Published in The Music Network
TMN speaks to Nick O’Byrne, GM of AIR about the Independent Music Awards.
Nick, why does the indie music community need its own ceremony?
One of AIR’s main goals is to publicise and promote the music of the independent sector. The Jagermeister Independent Music Awards is the most effective means we have of attracting widespread coverage of indie artists, their music and the sector as a whole. We’re not trying to be a “little ARIAs” and we’re not trying to fill the same role as the AMP (Australian Music Prize). We’re creating a place where truly great music of all genres is put on a pedestal for the public to admire regardless of commercial success. There’s a stack of artists who combine serious talent, resourcefulness and hard work to achieve a hell of a lot without major label backing. A celebration like this makes our members, artists and labels feel good about the work they do. It should make them proud to be independent.
There’s a seemingly never-ending stream of conjecture about what an “independent” really is? How does AIR define an “independent”?
If the masters aren’t owned by Sony, Warner, EMI or Universal. If they’re 100% Australian-owned by artist or label then we classify it as independent for the sake of the awards.
The Awards took some criticism in the music press last year for honouring artists whose works were distributed by major labels. How does AIR respond to that criticism?
I understand the point-of-view and I respectfully disagree. We need to take into account the commercial realities of a changing industry. So many of our members are vehemently independent but they still enter third- party relationships with major labels for distribution. When you talk to labels like Soulmate (360, Pez), UNFD (The Amity Affliction, The Getaway Plan), Ivy League (Cloud Control, Sparkadia) or Golden Era (Hilltop Hoods, Funkoars), there’s no mistaking the fact that they run their own businesses, as they want, independently.
Is there a chance your Awards will ever journey north to Sydney?
Of course! There’s even a chance we’ll travel further north to Brisbane… or west to Perth! This is a national event and we’ll move the event to a city and location that we think serves it best.
The ARIA nominations are on the same day as your ceremony. Is ARIA stepping on the toes of AIR?
Yes. While I know it wasn’t intentional, I do think it was careless. We’re trying to solve the issue. ARIA have always made it clear they support AIR. But it’s a kick in the teeth for us and our sponsors. We’re worried that an ARIA nominations event will overshadow any press that we can get for the winners of our award.
Let’s consider the indie music community. Is it in a healthy state?
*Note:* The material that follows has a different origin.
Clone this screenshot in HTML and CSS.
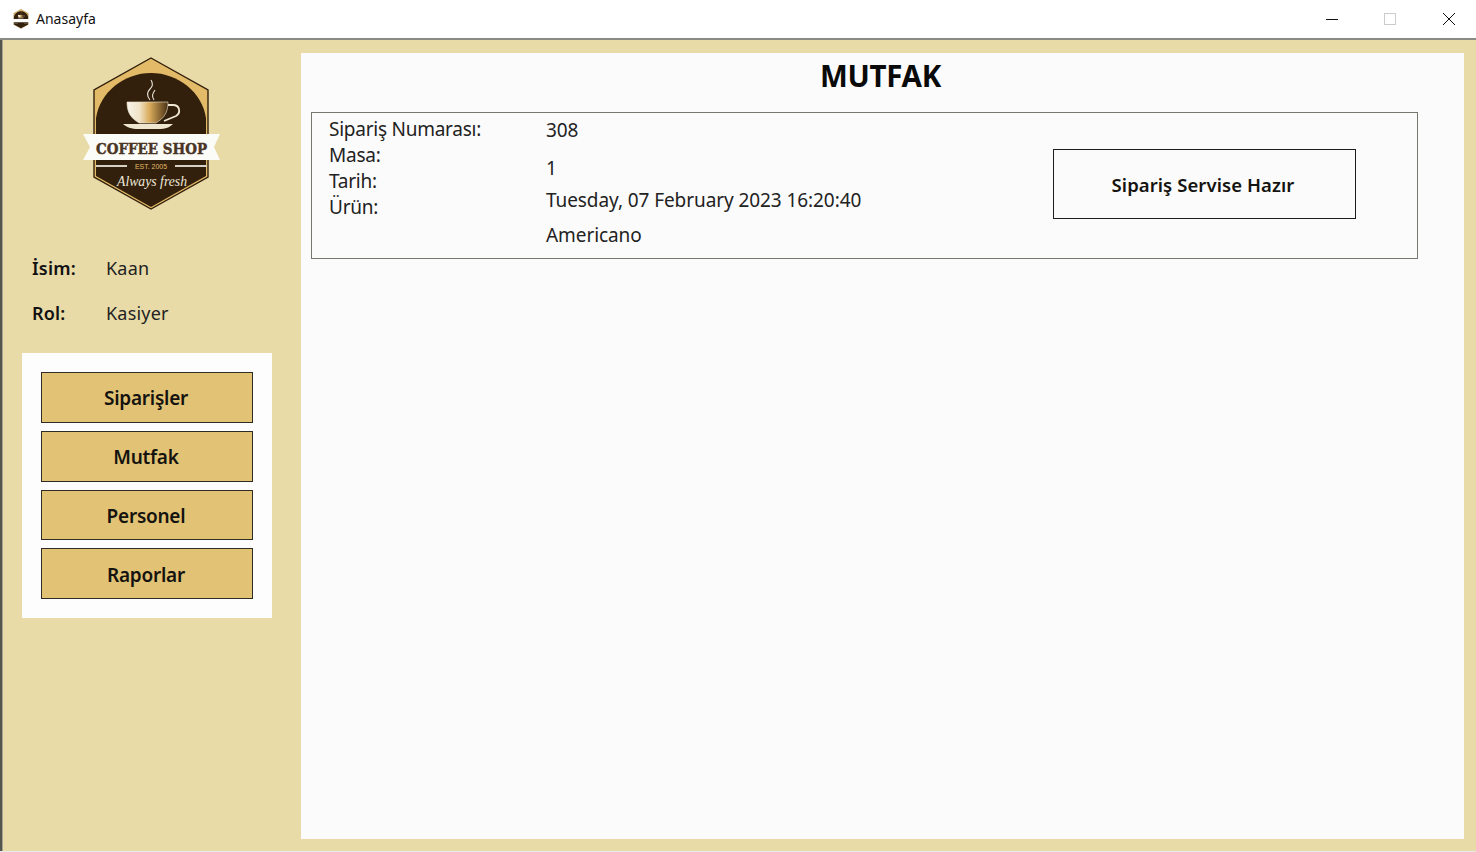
FILE: index.html
```html
<!DOCTYPE html>
<html lang="tr">
<head>
<meta charset="utf-8">
<title>Anasayfa</title>
<link rel="stylesheet" href="styles.css">
</head>
<body>
<svg width="0" height="0" class="defs">
  <defs>
    <linearGradient id="cup-fill" x1="0" y1="0" x2="1" y2="0">
      <stop offset="0" stop-color="#f8f4ea"/>
      <stop offset=".3" stop-color="#f0e4c8"/>
      <stop offset=".55" stop-color="#d9ab5c"/>
      <stop offset=".85" stop-color="#7a5a2c"/>
      <stop offset="1" stop-color="#4a3218"/>
    </linearGradient>
    <g id="logo-art">
      <polygon points="69,2 126,34 126,121 69,153 12,121 12,34" fill="#e3bb68" stroke="#33200c" stroke-width="1.4"/>
      <path d="M14 80V62C18 36 42 17 69 17C96 17 120 36 124 62V80Z" fill="#33200c"/>
      <polygon points="14,100 124,100 124,120 69,151 14,120" fill="#33200c"/>
      <path d="M68 44c-4-5 -3-8 0-11c3-3 3-6 1-9M72 44c-3-4 -1-7 1-10" fill="none" stroke="#e9e4d8" stroke-width="1.1"/>
      <path d="M45 46H86C86 57 82 62 74 67H57C49 62 45 57 45 46Z" fill="url(#cup-fill)" stroke="#efe6d0" stroke-width=".6"/>
      <path d="M86 49H91C98 49 99 57 94 60L82 65" fill="none" stroke="#f0e8d4" stroke-width="1.8"/>
      <path d="M41 68H91C88 71 84 73 76 73H56C50 73 44 71 41 68Z" fill="#efe6d0"/>
      <polygon points="1,78 138,78 132,91 138,104 1,104 8,91" fill="#fbfbf8"/>
      <rect x="14" y="109" width="31" height="2" fill="#d8d2c4"/>
      <rect x="93" y="109" width="32" height="2" fill="#d8d2c4"/>
    </g>
  </defs>
</svg>

<div class="window">
  <header class="titlebar">
    <div class="title-left">
      <svg class="app-icon" width="16" height="20" viewBox="8 0 122 156"><use href="#logo-art"/></svg>
      <span class="app-title">Anasayfa</span>
    </div>
    <div class="controls">
      <svg class="ctl" width="12" height="12" viewBox="0 0 12 12"><path d="M0 6.5H12" stroke="#111" fill="none"/></svg>
      <svg class="ctl" width="12" height="12" viewBox="0 0 12 12"><rect x=".5" y=".5" width="11" height="11" fill="none" stroke="#ccc"/></svg>
      <svg class="ctl ctl-close" width="12" height="12" viewBox="0 0 12 12"><path d="M0 0L12 12M12 0L0 12" stroke="#111" fill="none"/></svg>
    </div>
  </header>

  <div class="main">
    <aside class="sidebar">
      <svg class="logo" width="140" height="156" viewBox="0 0 140 156">
        <use href="#logo-art"/>
        <text x="14" y="98" class="logo-name" textLength="111" lengthAdjust="spacingAndGlyphs">COFFEE SHOP</text>
        <text x="53" y="113" class="logo-est" textLength="32" lengthAdjust="spacingAndGlyphs">EST. 2005</text>
        <text x="35" y="130" class="logo-tag" textLength="70" lengthAdjust="spacingAndGlyphs">Always fresh</text>
      </svg>
      <dl class="user">
        <div class="user-row"><dt>İsim:</dt><dd>Kaan</dd></div>
        <div class="user-row"><dt>Rol:</dt><dd>Kasiyer</dd></div>
      </dl>
      <nav class="menu">
        <button class="menu-btn">Siparişler</button>
        <button class="menu-btn">Mutfak</button>
        <button class="menu-btn">Personel</button>
        <button class="menu-btn">Raporlar</button>
      </nav>
    </aside>

    <main class="panel">
      <h1 class="heading">MUTFAK</h1>
      <section class="order">
        <div class="labels">
          <div>Sipariş Numarası:</div>
          <div>Masa:</div>
          <div>Tarih:</div>
          <div>Ürün:</div>
        </div>
        <div class="values">
          <div class="v-no">308</div>
          <div class="v-table">1</div>
          <div class="v-date">Tuesday, 07 February 2023 16:20:40</div>
          <div class="v-item">Americano</div>
        </div>
        <button class="ready">Sipariş Servise Hazır</button>
      </section>
    </main>
  </div>
  <div class="bottom-edge"></div>
</div>
</body>
</html>
```

FILE: styles.css
```css
* { box-sizing: border-box; }
html, body { margin: 0; height: 100%; overflow: hidden; }
body { font-family: "Noto Sans", "Open Sans", sans-serif; color: #111; background: #fff; }
.defs { position: absolute; }

.window { height: 852px; display: flex; flex-direction: column; }

.titlebar {
  height: 40px; flex: none; background: #fff; border-bottom: 2px solid #8b8b85;
  display: flex; align-items: center; justify-content: space-between;
  padding: 0 21px 0 13px;
}
.title-left { display: flex; align-items: center; gap: 7px; }
.app-icon { display: block; }
.app-title { font-size: 14px; color: #111; margin-bottom: 2px; }
.controls { display: flex; gap: 46px; }
.ctl { display: block; }
.ctl-close { margin-left: 1px; }

.main {
  flex: 1; min-height: 0; display: flex; background: #e8dba8;
  border-left: 2px solid #55554f;
  box-shadow: inset 1px 0 0 #a5a394;
  padding: 13px 12px 12px 0;
}

.sidebar { width: 299px; flex: none; display: flex; flex-direction: column; }
.logo { display: block; margin: 3px 0 0 80px; flex: none; }

.user { margin: 43px 0 0 30px; display: flex; flex-direction: column; gap: 19px; }
.user-row { display: flex; align-items: center; height: 26px; font-size: 18px; }
.user-row dt { width: 74px; font-weight: 600; letter-spacing: 0.2px; }
.user-row dd { margin: 0; color: #222; letter-spacing: 0.2px; }

.menu {
  width: 250px; height: 265px; margin: 27px 0 0 20px; padding: 19px;
  background: #fdfdfd; display: flex; flex-direction: column; gap: 8px;
}
.menu-btn {
  height: 50.75px; flex: none; background: #e2c274; border: 1.5px solid #2e2c24;
  font: 600 19px "Noto Sans", sans-serif; color: #14130f; padding: 2px 2px 0 0;
  letter-spacing: -0.25px;
}

.panel { flex: 1; min-width: 0; background: #fbfbfb; padding: 0 46px 0 10px; }
.heading {
  margin: 3px -32px 0 0; height: 50px; font-size: 29.5px; line-height: 40px; font-weight: 700;
  text-align: center; color: #0a0a0a; letter-spacing: -0.25px;
}
.order {
  height: 147px; border: 1.5px solid #77776f; display: flex;
  font-size: 19px; color: #222; margin-top: 6px;
}
.labels { width: 217px; flex: none; margin-left: 17px; padding-top: 3px; line-height: 26px; letter-spacing: -0.25px; }
.values { flex: none; width: 506px; line-height: 26px; letter-spacing: -0.08px; }
.v-no { margin-top: 4px; }
.v-table { margin-top: 12px; }
.v-date { margin-top: 6px; }
.v-item { margin-top: 9px; }
.ready {
  align-self: flex-start; width: 303px; height: 70px; margin-top: 36px; margin-left: 1px; flex: none;
  background: #fbfbfb; border: 1.5px solid #1c1c1c;
  font: 600 18.5px "Noto Sans", sans-serif; color: #14130f; letter-spacing: 0.08px; padding: 0 3px 0 0;
}
.bottom-edge { height: 1px; flex: none; background: #e9e9e9; }

.logo-name { font: 700 15px "DejaVu Serif", serif; fill: #4a3524; stroke: #4a3524; stroke-width: 0.45px; }
.logo-est { font: 500 8px "Liberation Sans", sans-serif; fill: #e3bb68; }
.logo-tag { font: italic 400 14px "Liberation Serif", serif; fill: #eee8da; }
```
We did some studies last month at AIR based on market share of sales in Australia. We realised that our combined members were consistently achieving 25% – 35% market-share in Australia. That’s a massive chunk of our industry. We also estimate that more than 85% of the different titles commercially-released in Australia are indie. We’re seeing many of our members diversify their businesses into publishing, management and touring. We’re also seeing more artists and managers establishing their own labels in order to develop careers where in the past they might have signed their acts direct to a larger label. That said, there’s still a bunch of issues that indies are faced with.
What are those issues?
We’re worried about how many of our distribution channels are owned by our major label competitors. We’re worried about collection agencies worldwide adopting systems which inherently favour major labels. We’re worried about any situation where an imbalance in bargaining power affects indies’ ability to get fair remuneration for their music. These are things we work against on a daily basis. It’s the reason we’ve needed to acquire the ability to collectively bargain on behalf of our members.